For performance reasons, ARMCI operations require the remote data to be allocated using the provided memory allocation function, ARMCI_Malloc. This requirement allows ARMCI to use the type of memory that allows fastest access (e.g., shared memory on SMP clusters). In addition, the library provides a memory allocator for local memory ARMCI_Malloc_local. Although it is not required to use that interface for allocating communication buffers, on some platforms (e.g., Myrinet or Infiniband clusters) there could be substantial performance benefits achieved. This is because ARMCI_Malloc_local attempts to allocate "best type of memory" for the interprocessor communication.

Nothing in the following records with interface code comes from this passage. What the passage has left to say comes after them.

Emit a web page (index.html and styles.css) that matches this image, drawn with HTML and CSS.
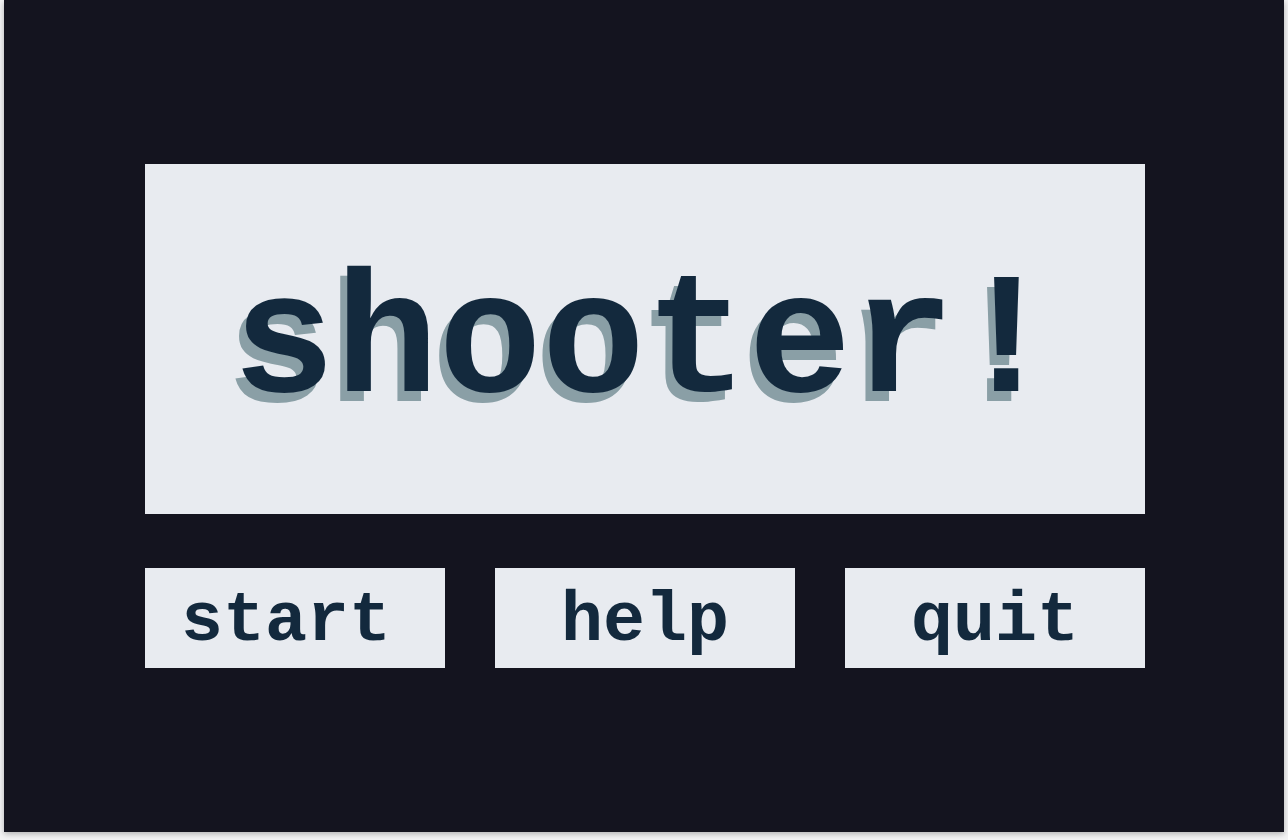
FILE: index.html
```html
<!DOCTYPE html>
<html>
<head>
<meta charset="utf-8">
<link rel="stylesheet" href="styles.css">
</head>
<body>
<div class="screen">
  <div class="menu">
    <div class="title"><span class="title-text">shooter!</span></div>
    <div class="buttons">
      <div class="btn btn-start">start</div>
      <div class="btn">help</div>
      <div class="btn">quit</div>
    </div>
  </div>
</div>
</body>
</html>
```
FILE: styles.css
```css
html, body {
  margin: 0;
  padding: 0;
  background: #f4f4f5;
}
body {
  padding: 0 4px 8px;
  width: 1280px;
}
.screen {
  width: 1280px;
  height: 832px;
  background: #14141f;
  box-shadow: 0 2px 6px rgba(0, 0, 0, 0.28);
  display: flex;
  align-items: center;
  justify-content: center;
}
.menu {
  width: 1000px;
  display: flex;
  flex-direction: column;
  gap: 54px;
  margin-left: 2px;
}
.title {
  height: 350px;
  box-sizing: border-box;
  padding-top: 14px;
  background: #e8ebf0;
  display: flex;
  align-items: center;
  justify-content: center;
}
.title-text {
  font-family: "Liberation Mono", "DejaVu Sans Mono", monospace;
  font-weight: bold;
  font-size: 172px;
  line-height: 1;
  color: #13293d;
  text-shadow: -7px 10px 0 #8a9fa6;
}
.buttons {
  display: flex;
  gap: 50px;
}
.btn {
  width: 300px;
  height: 100px;
  box-sizing: border-box;
  padding-top: 6px;
  background: #e8ebf0;
  display: flex;
  align-items: center;
  justify-content: center;
  font-family: "Liberation Mono", "DejaVu Sans Mono", monospace;
  font-weight: bold;
  font-size: 70px;
  color: #13293d;
}
.btn-start {
  padding-right: 18px;
}
```
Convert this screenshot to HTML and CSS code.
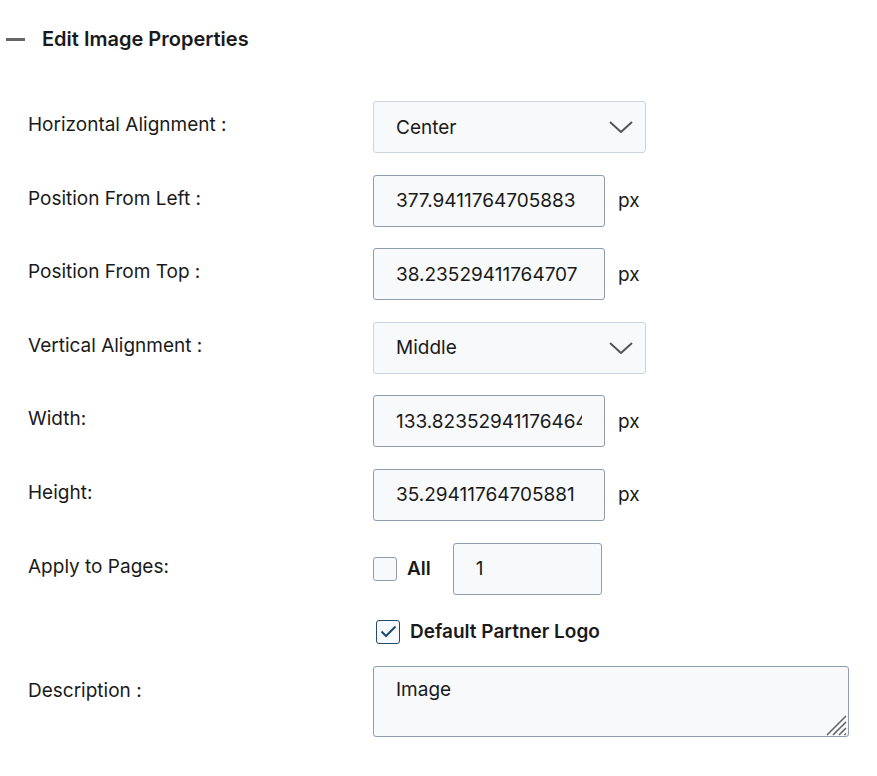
FILE: index.html
```html
<!DOCTYPE html>
<html lang="en">
<head>
  <meta charset="UTF-8">
  <title>Edit Image Properties</title>
  <meta name="viewport" content="width=device-width, initial-scale=1.0">
  <link rel="stylesheet" href="styles.css">
</head>
<body>
  <div class="panel">
    <div class="panel-header">
      <span class="collapse-icon"></span>
      <h2>Edit Image Properties</h2>
    </div>

    <div class="form">
      <div class="row">
        <label class="label">Horizontal Alignment :</label>
        <div class="control">
          <span class="select-wrap wide">
            <select class="field">
              <option>Center</option>
              <option>Left</option>
              <option>Right</option>
            </select>
            <svg class="chevron" width="24" height="12" viewBox="0 0 24 12"><path d="M1 1 L12 11 L23 1" fill="none" stroke="#555" stroke-width="2"/></svg>
          </span>
        </div>
      </div>

      <div class="row">
        <label class="label">Position From Left :</label>
        <div class="control">
          <input class="field" type="text" value="377.9411764705883">
          <span class="unit">px</span>
        </div>
      </div>

      <div class="row">
        <label class="label">Position From Top :</label>
        <div class="control">
          <input class="field" type="text" value="38.23529411764707">
          <span class="unit">px</span>
        </div>
      </div>

      <div class="row">
        <label class="label">Vertical Alignment :</label>
        <div class="control">
          <span class="select-wrap wide">
            <select class="field">
              <option>Middle</option>
              <option>Top</option>
              <option>Bottom</option>
            </select>
            <svg class="chevron" width="24" height="12" viewBox="0 0 24 12"><path d="M1 1 L12 11 L23 1" fill="none" stroke="#555" stroke-width="2"/></svg>
          </span>
        </div>
      </div>

      <div class="row">
        <label class="label">Width:</label>
        <div class="control">
          <input class="field" type="text" value="133.82352941176464">
          <span class="unit">px</span>
        </div>
      </div>

      <div class="row">
        <label class="label">Height:</label>
        <div class="control">
          <input class="field" type="text" value="35.29411764705881">
          <span class="unit">px</span>
        </div>
      </div>

      <div class="row">
        <label class="label">Apply to Pages:</label>
        <div class="control">
          <span class="checkbox"></span>
          <span class="check-text">All</span>
          <input class="field pages" type="text" value="1">
        </div>
      </div>

      <div class="row row-check">
        <div class="label"></div>
        <div class="control">
          <span class="checkbox checked">
            <svg width="17" height="13" viewBox="0 0 17 13"><path d="M1.5 6.5 L6 11 L15.5 1.5" fill="none" stroke="#1f4b6e" stroke-width="2"/></svg>
          </span>
          <span class="check-text">Default Partner Logo</span>
        </div>
      </div>

      <div class="row row-area">
        <label class="label">Description :</label>
        <div class="control">
          <span class="area-wrap">
            <textarea class="field area">Image</textarea>
            <svg class="grip" width="22" height="22" viewBox="0 0 22 22"><path d="M21 2 L2 21 M21 8 L8 21 M21 14 L14 21 M21 19.5 L19.5 21" fill="none" stroke="#666" stroke-width="1.6"/></svg>
          </span>
        </div>
      </div>
    </div>
  </div>
</body>
</html>
```

FILE: styles.css
```css
body {
  margin: 0;
  background: #fff;
  color: #1a1a1a;
  font-family: Inter, 'Noto Sans', sans-serif;
  font-size: 19px;
}

.panel-header {
  display: flex;
  align-items: center;
  gap: 17px;
  height: 24px;
  margin-top: 27px;
  padding-left: 6px;
}

.collapse-icon {
  display: block;
  width: 19px;
  height: 3px;
  background: #666;
}

.panel-header h2 {
  margin: 0;
  font-size: 20px;
  font-weight: 600;
  color: #1a1a1a;
}

.form {
  display: flex;
  flex-direction: column;
  gap: 21.6px;
  margin-top: 50px;
  padding-left: 28px;
}

.row {
  display: flex;
  align-items: flex-start;
}

.label {
  flex: none;
  width: 345px;
  padding-top: 12px;
  line-height: 24px;
}

.control {
  display: flex;
  align-items: center;
}

.field {
  box-sizing: border-box;
  width: 232px;
  height: 52px;
  padding: 0 22px;
  font-family: inherit;
  font-size: 19px;
  color: #1a1a1a;
  background: #f7f9fb;
  border: 1px solid #8f9db1;
  border-radius: 3px;
  outline: none;
}

.select-wrap {
  position: relative;
  display: block;
}

.select-wrap.wide .field {
  width: 273px;
}

select.field {
  appearance: none;
  border-color: #cbd3de;
}

.chevron {
  position: absolute;
  right: 13px;
  top: 20px;
  pointer-events: none;
}

.unit {
  margin-left: 13px;
}

.checkbox {
  box-sizing: border-box;
  display: flex;
  align-items: center;
  justify-content: center;
  width: 24px;
  height: 24px;
  background: #f7f9fb;
  border: 1px solid #8f9db1;
  border-radius: 3px;
}

.checkbox.checked {
  margin-left: 3px;
  border-color: #1f4b6e;
}

.check-text {
  margin-left: 10px;
  font-weight: 600;
}

.field.pages {
  width: 149px;
  margin-left: 22px;
}

.row-check {
  height: 24px;
  margin-top: 3.4px;
}

.row-check .label {
  padding-top: 0;
}

.area-wrap {
  position: relative;
  display: block;
}

.field.area {
  display: block;
  width: 476px;
  height: 71px;
  margin-top: 1px;
  padding: 11px 22px;
  line-height: 24px;
  resize: none;
}

.row-area .label {
  padding-top: 14px;
}

.grip {
  position: absolute;
  right: 2px;
  bottom: 1px;
  pointer-events: none;
}
```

ARMCI_Malloc is a collective memory allocator, whereas ARMCI_Malloc_local works like the standard malloc call. Another important difference between these calls is that only memory allocated with ARMCI_Malloc is accessible from other processors. Memory allocated by ARMCI_Malloc_local is private to the given processor.
ARMCI_Cleanup releases any system resources (like System V shmem ids) that ARMCI can be holding. It is intended to be used before terminating a program. ARMCI_Error combines the functionality of ARMCI_Cleanup and MPI_Abort, and it prints (to stdout and stderr) a user specified message followed by an integer code.